8. In its Tenth Quarterly Status Report to the Court, the government claims that it selected the tibial crest for sampling on the basis of recommendations received from a number of experts (including myself). See Status Report at page 4. This claim does not accurately reflect my recommendations. I specifically advised the government that if the sample were to be taken from a long bone, it should be obtained from the diaphysis which contains mostly dense cortical bone material. As noted above, I also advised the government to conduct chemical tests before any samples were removed for radiocarbon dating. Had such tests been conducted as I recommended, they would have identified those bones that were not suitable for radiocarbon dating because of their low protein content or non-collagenous amino acid composition. As a result, their use would have avoided needless destruction of the skeleton.
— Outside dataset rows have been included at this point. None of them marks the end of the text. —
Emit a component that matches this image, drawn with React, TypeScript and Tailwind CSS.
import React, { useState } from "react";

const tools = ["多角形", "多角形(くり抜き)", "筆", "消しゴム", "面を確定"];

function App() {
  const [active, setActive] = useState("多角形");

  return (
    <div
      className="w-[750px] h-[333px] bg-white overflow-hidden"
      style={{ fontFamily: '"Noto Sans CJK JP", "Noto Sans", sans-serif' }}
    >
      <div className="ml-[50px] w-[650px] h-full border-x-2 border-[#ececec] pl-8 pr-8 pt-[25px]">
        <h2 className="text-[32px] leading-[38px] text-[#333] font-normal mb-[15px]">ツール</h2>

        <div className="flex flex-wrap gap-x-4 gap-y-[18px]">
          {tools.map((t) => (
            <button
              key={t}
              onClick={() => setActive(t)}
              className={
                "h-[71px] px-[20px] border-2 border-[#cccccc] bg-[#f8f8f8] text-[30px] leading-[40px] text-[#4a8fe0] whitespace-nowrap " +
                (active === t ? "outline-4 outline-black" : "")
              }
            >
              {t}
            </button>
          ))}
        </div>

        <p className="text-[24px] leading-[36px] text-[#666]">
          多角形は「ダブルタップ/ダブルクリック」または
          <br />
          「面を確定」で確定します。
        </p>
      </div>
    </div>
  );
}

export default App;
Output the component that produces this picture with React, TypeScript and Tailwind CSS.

9. These test also would have helped determine which elements of the Kennewick skeleton are potentially suitable candidates for DNA testing. Amino acid analyses provide good proxy information for assessing the prospects of DNA preservation. As a result, if these tests had been conducted before the radiocarbon dating samples were obtained, it would now be known which bones (if any) of the skeleton are suitable for DNA testing and the appropriate samples could be selected without further delay.
DATED this 4th day of February, 2000.